For the religious zealot, nothing really matters apart from their faith. And why should it, if this life is just a fleeting trial before an eternity of bliss?
The problem is that no-one has ever come back from the other side to give a decisive thumbs-up to that theory, so the rest of us tend to have quite a low boredom threshold when the preaching starts.
So it is with the new, officially recognised religion of man-made climate change. It may hold out no promise of heaven, but it certainly threatens us with hell on earth if we do not quickly repent of our environmental sins.
The snag is the same as with longer established belief systems. Where is the evidence? Anyone with the slightest knowledge of history knows that there have been disastrous storms and floods since the beginning of recorded time, and that parts of the planet (including England) have been both warmer and colder than they are today.
The earnestness of the tree-huggers and eating-ruminants-haters is also enough to turn anyone against their case, however sound it might be. The weekend’s anti-climate chaos demonstrators (ironically all warmly wrapped up against the cold) inevitably called back memories of those face-painted harridans who used to ululate outside the Greenham Common air base, and the unwashed fanatics who tried to prevent the construction of assorted by-passes. Even though naturally sympathetic to the latter cause, I soon found myself siding with the bulldozer operators.
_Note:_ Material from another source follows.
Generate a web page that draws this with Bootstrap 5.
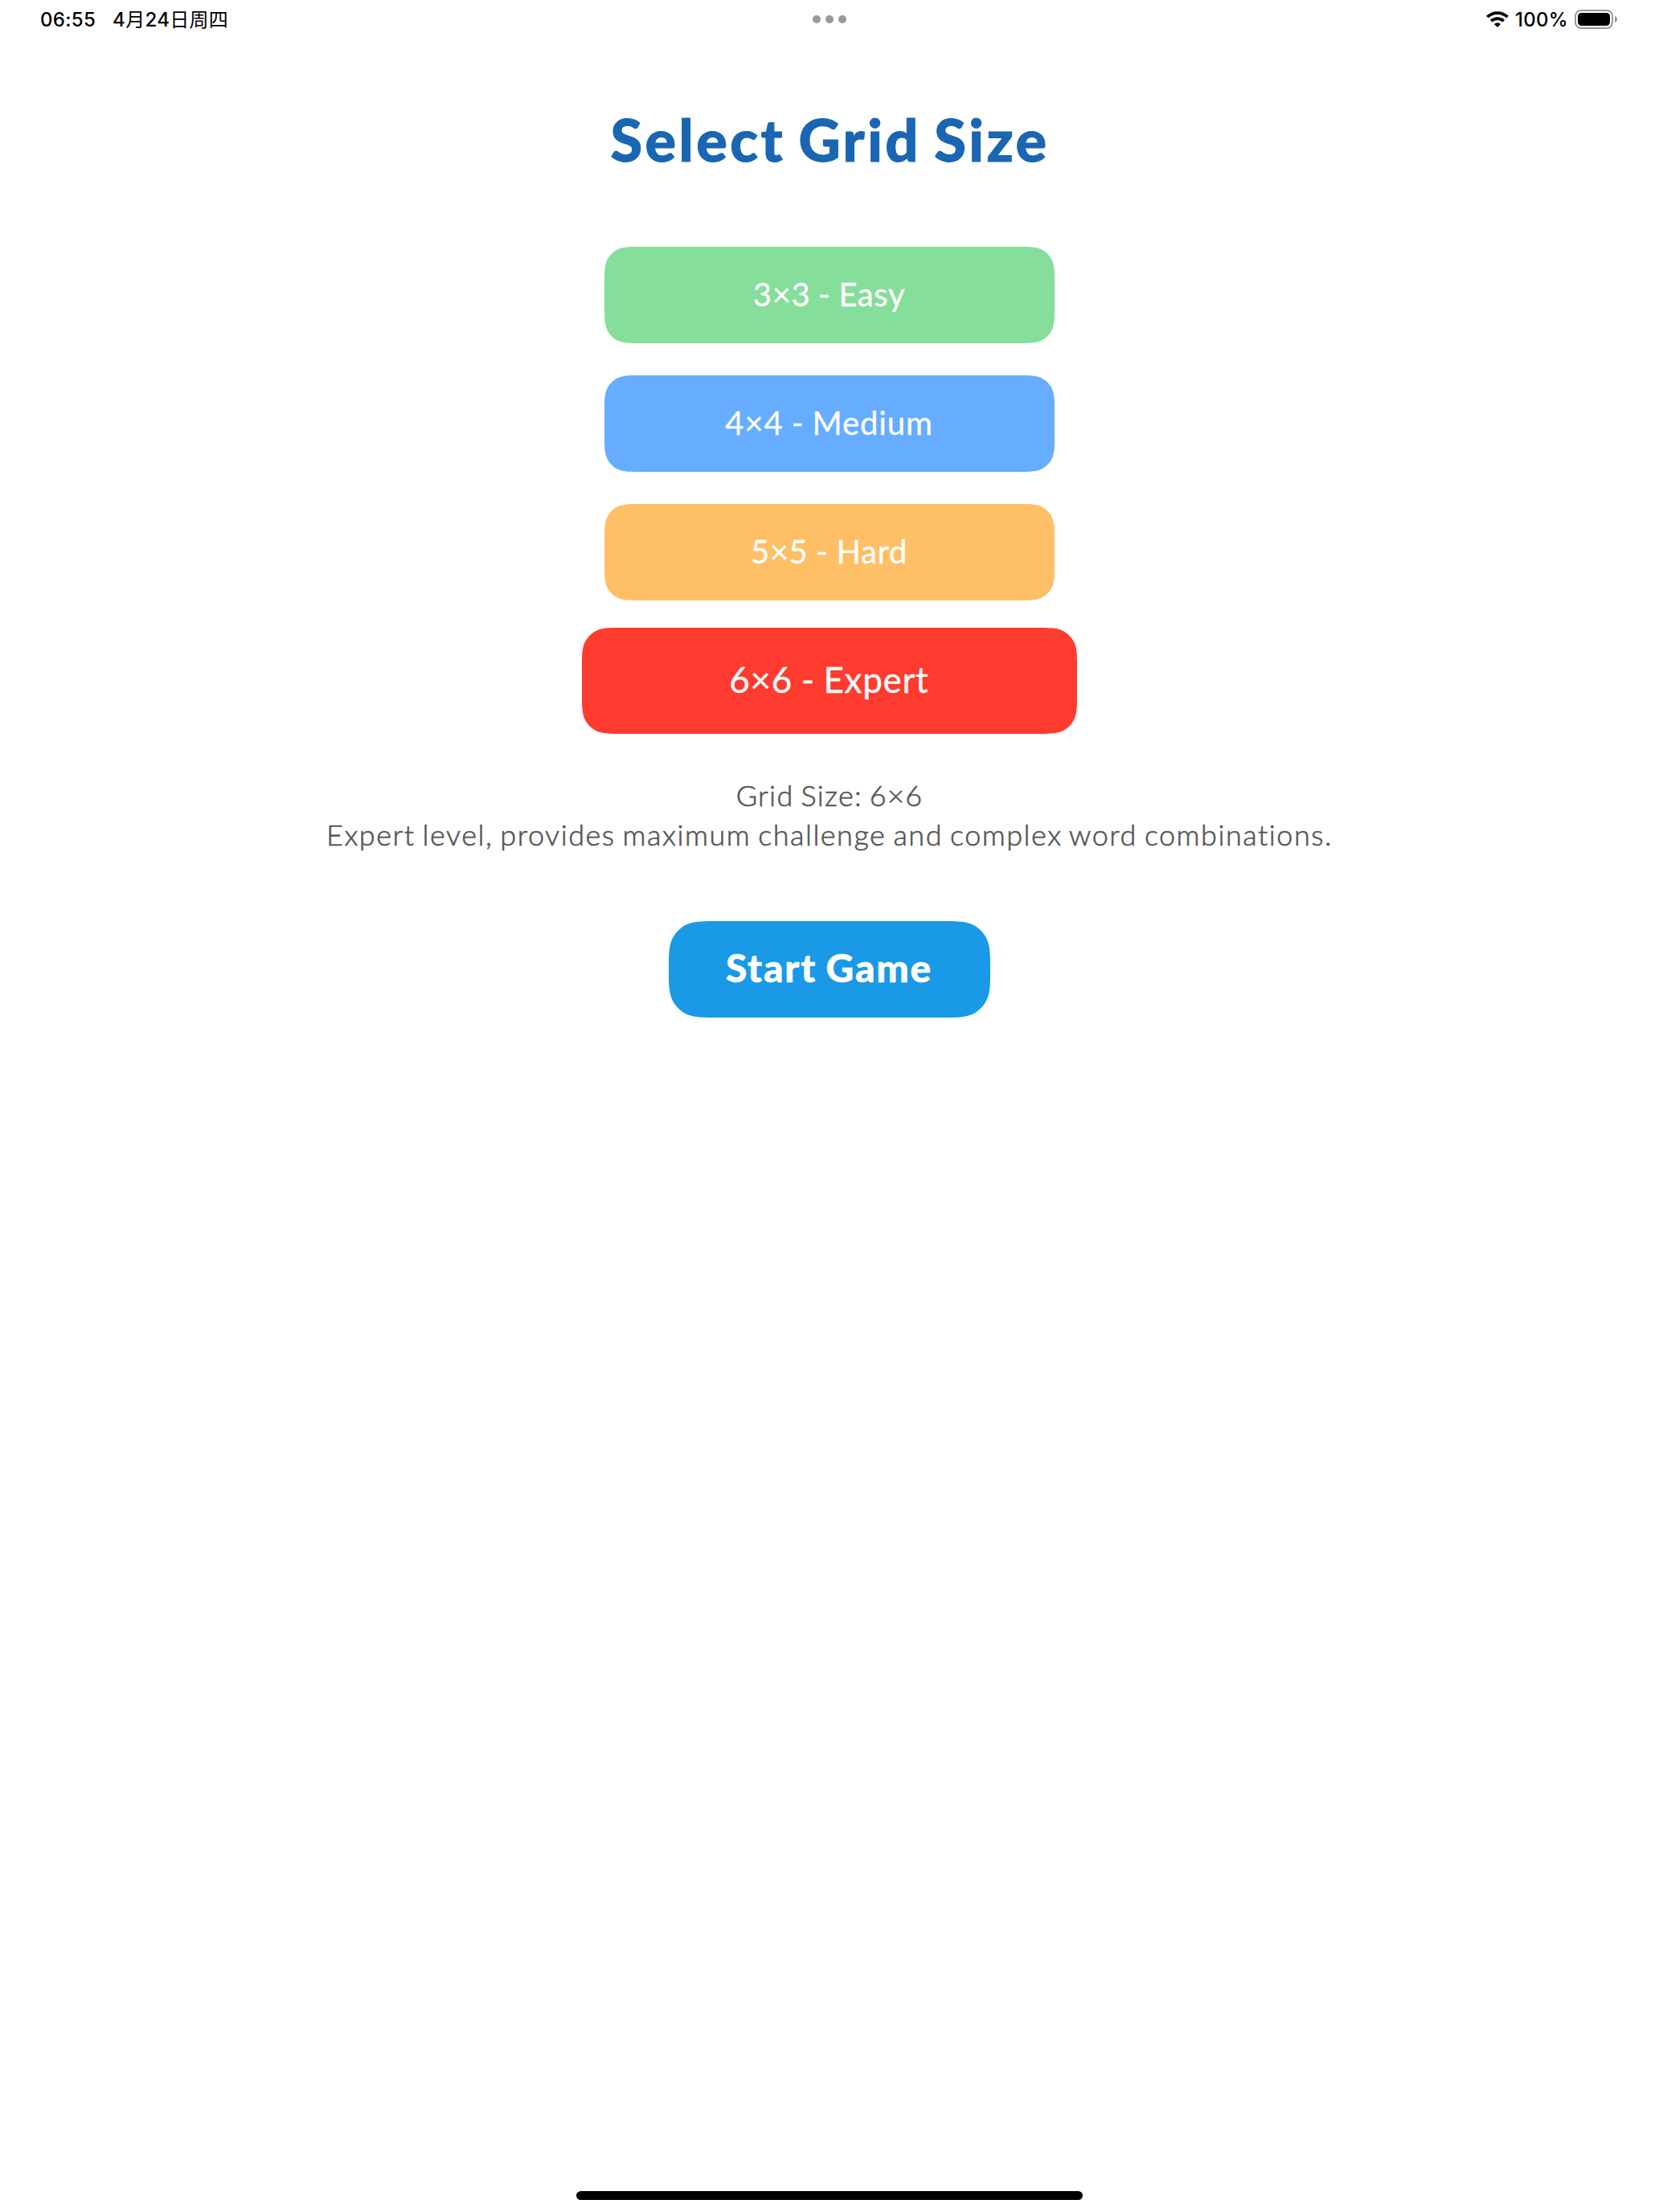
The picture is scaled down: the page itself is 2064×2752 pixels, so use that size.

Then there is the sheer, monumental hypocrisy and inconsistency of the world’s politicians. Just as the more sophisticated mediaeval peasants must occasionally have wondered why the leaders of a religion that preached the virtues of poverty needed to live in palaces brimming with fine art and jewels, so the mind boggles that arresting climate change requires thousands of delegates from 192 countries to board jet aircraft to Copenhagen and be chauffeured around it in gas-guzzling limousines.
And no sooner has the Prime Minister administered a tongue-lashing to the “behind-the-times, anti-science, flat-earth climate sceptics” than up pops a committee of MPs to confirm that building a third runway at Heathrow is a cracking idea. Yes, aircraft emissions may be destroying the planet, but we have got to put the UK economy first.
As I understand it, the world is currently getting cooler rather than warmer, and is likely to continue to jog along in a reasonably bearable condition until about 2030 when, unless we completely transform our casual attitude to carbon dioxide emissions, all hell will suddenly break loose.
Compared with some of the things we are currently asked to swallow, this does not sound entirely barking. Residents of Morpeth or Cockermouth will need no reminding of how quickly benign rivers can turn into destructive torrents, and researchers assure us that the last Ice Age ended so suddenly, in a single year, that it was like a cosmic button being pressed.
Then those of us who fought against modifying our lifestyles may look pretty silly, just as we secretly dread graduates of the Alpha course mouthing “I told you so” as the archangels’ trumpets sound and the Lord returns to judge us.
I have long believed that the only sane approach to any religion is to apply the common sense test: does it do more good than harm? If it preaches consideration to others and living frugally and responsibly, it passes. If it advocates flying planes into buildings, it fails.
I am quite prepared to believe that the near seven billion people on this planet cannot all live in the style of rich Americans without putting unbearable strain on its finite resources. So, if the religion of man-made climate change helps to promote some self-restraint it may not be a wholly bad thing, whether the hellfire it preaches turns out to be real or not.